[Entries with page source code]
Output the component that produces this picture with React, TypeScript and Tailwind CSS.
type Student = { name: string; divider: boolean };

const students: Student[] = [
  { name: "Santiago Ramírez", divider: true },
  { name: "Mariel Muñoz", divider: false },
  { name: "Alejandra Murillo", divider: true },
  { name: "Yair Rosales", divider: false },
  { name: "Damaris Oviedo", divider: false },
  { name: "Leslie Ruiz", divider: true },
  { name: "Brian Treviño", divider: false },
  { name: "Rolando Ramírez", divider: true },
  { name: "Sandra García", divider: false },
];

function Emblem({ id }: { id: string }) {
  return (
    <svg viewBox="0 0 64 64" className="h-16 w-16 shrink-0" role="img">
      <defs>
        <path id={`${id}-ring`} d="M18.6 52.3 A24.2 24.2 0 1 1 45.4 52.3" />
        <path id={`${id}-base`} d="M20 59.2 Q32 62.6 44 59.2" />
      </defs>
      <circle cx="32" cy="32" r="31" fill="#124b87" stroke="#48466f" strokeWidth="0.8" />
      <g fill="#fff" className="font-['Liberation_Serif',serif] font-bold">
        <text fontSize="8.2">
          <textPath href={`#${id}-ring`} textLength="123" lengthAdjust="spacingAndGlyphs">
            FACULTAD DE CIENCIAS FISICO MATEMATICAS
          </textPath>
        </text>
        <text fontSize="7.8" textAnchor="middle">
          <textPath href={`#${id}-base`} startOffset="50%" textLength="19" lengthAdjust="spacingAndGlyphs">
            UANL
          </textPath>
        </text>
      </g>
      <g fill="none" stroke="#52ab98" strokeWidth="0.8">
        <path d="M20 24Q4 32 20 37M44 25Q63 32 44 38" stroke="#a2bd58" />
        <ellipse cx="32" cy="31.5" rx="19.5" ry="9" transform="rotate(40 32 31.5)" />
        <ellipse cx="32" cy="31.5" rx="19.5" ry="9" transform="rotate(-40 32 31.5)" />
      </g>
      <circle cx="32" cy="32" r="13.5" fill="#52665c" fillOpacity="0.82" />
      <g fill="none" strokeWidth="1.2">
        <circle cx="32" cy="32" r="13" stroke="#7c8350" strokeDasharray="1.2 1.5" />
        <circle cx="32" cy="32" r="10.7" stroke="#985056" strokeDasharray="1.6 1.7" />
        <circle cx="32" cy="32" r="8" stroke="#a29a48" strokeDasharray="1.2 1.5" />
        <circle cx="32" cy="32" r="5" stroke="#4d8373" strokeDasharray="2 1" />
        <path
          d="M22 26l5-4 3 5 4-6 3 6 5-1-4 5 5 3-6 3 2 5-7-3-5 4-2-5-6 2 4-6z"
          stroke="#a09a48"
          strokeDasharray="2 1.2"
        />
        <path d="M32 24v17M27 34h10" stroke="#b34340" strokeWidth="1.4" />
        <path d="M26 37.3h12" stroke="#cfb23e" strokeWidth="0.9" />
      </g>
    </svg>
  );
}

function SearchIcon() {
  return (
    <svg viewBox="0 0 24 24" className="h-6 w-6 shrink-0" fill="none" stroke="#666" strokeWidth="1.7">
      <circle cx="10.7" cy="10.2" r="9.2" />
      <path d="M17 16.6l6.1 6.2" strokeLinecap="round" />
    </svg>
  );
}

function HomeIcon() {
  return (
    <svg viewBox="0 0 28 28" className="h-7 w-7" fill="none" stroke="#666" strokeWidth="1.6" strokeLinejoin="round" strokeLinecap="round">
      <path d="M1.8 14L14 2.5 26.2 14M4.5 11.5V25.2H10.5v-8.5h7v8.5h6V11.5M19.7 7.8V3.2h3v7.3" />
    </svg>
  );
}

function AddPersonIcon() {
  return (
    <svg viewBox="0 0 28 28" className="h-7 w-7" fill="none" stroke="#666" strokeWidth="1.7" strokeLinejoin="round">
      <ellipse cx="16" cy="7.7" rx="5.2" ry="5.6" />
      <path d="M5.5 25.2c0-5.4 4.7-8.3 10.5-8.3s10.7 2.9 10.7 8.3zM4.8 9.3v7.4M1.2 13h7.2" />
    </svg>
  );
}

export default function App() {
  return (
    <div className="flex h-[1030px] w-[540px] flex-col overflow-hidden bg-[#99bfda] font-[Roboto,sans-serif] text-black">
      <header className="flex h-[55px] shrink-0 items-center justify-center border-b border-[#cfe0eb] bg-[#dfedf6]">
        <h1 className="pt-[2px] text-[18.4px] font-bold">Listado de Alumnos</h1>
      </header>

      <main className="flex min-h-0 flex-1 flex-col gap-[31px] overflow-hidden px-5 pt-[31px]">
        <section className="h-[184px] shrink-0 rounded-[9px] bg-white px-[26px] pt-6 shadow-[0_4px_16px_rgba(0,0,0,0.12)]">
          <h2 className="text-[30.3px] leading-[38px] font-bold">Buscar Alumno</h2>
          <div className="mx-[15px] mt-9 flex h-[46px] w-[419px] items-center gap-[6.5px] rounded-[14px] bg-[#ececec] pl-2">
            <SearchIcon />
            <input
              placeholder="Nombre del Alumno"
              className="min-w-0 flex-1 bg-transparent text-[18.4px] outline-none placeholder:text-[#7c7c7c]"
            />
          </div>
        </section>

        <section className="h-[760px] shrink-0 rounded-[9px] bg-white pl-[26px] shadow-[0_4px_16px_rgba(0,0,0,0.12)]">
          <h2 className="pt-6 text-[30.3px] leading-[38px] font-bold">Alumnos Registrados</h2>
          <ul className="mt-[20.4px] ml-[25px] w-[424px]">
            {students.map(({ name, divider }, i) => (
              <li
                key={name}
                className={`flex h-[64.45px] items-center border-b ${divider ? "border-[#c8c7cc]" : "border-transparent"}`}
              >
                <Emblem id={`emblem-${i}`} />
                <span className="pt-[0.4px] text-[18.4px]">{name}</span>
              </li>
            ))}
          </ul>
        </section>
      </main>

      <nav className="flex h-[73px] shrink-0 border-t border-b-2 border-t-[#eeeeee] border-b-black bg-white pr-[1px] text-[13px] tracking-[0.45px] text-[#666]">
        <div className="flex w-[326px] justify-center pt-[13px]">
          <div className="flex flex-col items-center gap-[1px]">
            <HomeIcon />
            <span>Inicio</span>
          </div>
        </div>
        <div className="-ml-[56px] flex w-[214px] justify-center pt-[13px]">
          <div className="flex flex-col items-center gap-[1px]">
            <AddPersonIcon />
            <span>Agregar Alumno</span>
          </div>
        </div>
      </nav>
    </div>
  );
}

--

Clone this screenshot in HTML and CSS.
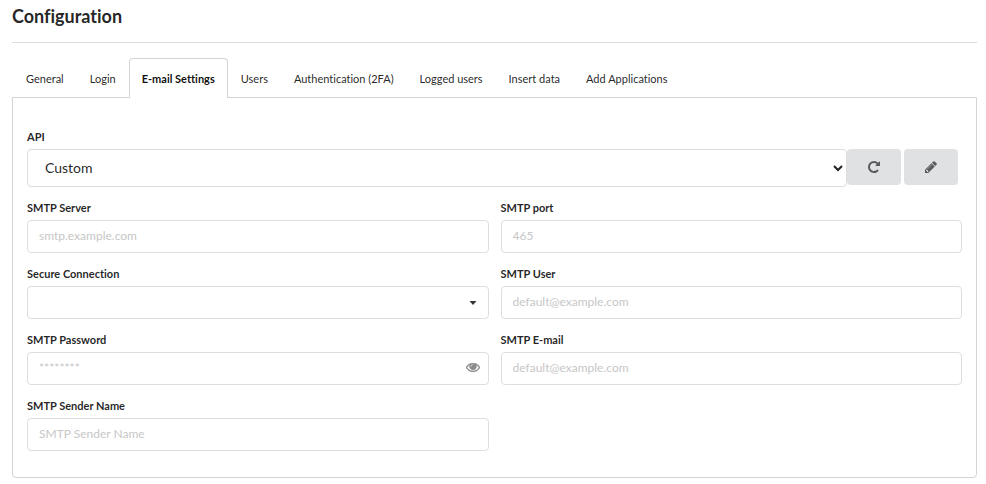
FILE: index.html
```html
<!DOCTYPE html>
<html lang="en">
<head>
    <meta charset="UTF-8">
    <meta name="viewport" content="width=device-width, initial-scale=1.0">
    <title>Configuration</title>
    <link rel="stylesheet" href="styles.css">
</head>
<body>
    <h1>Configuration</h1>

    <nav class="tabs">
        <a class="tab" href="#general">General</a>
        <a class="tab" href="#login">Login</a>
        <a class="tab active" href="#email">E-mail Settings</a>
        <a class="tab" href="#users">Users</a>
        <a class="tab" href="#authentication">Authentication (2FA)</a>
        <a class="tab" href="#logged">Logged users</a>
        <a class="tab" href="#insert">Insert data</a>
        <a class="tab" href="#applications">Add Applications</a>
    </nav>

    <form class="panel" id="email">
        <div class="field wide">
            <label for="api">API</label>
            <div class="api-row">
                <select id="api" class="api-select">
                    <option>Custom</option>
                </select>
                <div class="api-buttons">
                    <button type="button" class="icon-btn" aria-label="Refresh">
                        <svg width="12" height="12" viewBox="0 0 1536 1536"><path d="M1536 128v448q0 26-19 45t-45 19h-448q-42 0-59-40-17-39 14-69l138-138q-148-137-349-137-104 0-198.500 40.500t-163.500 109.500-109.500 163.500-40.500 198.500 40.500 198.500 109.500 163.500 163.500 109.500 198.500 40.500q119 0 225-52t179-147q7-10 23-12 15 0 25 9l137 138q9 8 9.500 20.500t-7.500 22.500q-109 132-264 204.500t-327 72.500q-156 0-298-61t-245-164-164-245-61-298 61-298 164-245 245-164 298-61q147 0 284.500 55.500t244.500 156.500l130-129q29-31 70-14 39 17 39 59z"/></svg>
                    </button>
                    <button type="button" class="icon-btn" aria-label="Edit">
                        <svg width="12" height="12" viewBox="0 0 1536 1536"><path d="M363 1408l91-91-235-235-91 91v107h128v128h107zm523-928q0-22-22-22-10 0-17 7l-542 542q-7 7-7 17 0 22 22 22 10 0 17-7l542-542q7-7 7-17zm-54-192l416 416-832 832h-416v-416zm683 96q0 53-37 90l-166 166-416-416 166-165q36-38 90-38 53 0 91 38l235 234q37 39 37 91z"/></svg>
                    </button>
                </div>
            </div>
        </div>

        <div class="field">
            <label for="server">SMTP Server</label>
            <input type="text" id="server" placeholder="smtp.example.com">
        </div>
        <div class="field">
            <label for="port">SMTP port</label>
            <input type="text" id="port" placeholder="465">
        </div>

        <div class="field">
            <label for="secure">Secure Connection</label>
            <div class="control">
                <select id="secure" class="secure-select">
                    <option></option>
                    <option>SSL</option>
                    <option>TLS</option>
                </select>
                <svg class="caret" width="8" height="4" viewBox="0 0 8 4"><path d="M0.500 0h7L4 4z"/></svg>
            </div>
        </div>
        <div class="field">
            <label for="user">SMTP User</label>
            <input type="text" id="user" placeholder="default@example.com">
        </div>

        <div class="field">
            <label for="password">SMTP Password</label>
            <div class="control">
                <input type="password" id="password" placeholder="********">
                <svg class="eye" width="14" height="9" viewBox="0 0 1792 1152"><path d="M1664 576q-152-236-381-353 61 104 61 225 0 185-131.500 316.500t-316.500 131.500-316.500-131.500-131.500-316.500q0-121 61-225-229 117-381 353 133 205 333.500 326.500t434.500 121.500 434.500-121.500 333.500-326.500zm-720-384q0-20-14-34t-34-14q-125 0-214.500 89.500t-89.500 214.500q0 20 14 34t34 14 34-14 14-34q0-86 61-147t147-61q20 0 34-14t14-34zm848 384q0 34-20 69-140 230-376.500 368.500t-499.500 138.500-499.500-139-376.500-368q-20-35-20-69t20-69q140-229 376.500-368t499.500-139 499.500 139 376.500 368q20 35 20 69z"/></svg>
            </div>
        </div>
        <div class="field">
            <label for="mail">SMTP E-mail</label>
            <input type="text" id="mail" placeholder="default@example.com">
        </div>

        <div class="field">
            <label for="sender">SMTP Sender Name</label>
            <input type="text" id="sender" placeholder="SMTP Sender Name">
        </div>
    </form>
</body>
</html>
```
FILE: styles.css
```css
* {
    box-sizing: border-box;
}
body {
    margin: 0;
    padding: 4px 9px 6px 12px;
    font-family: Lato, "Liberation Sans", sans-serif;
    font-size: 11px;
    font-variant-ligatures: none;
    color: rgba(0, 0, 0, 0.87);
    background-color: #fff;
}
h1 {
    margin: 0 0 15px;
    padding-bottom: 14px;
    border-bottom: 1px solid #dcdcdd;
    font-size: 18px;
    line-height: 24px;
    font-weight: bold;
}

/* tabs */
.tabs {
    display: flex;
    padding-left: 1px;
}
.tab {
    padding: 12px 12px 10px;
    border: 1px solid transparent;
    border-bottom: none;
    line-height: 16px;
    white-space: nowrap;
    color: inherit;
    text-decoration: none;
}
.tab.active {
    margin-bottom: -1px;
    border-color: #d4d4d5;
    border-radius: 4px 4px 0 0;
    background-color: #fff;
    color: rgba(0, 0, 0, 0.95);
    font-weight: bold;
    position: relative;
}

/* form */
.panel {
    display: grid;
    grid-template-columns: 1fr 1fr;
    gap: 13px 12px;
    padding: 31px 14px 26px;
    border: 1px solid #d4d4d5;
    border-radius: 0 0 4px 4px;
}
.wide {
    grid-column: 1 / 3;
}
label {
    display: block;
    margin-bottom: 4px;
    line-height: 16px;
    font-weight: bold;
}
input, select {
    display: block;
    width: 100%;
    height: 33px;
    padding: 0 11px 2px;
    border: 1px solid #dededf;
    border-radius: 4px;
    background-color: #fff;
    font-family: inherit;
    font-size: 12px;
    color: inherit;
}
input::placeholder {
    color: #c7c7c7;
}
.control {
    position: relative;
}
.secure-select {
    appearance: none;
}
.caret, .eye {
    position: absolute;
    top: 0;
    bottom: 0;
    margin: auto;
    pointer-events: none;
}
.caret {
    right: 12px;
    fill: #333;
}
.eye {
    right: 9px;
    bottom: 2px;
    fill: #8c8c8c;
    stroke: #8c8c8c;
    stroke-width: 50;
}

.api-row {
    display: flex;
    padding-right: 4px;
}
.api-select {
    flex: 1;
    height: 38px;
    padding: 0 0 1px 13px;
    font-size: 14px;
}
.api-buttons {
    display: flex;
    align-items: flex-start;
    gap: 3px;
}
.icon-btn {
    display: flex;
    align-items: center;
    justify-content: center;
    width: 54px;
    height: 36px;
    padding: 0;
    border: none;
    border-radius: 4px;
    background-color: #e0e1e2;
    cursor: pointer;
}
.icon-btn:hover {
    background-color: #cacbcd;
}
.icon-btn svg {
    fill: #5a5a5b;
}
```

■ EXERCISE BRIEF: Pull out each line of the records holding the string "this".

■ RIGHT ANSWER:
Output the component that produces this picture with React, TypeScript and Tailwind CSS.
Clone this screenshot in HTML and CSS.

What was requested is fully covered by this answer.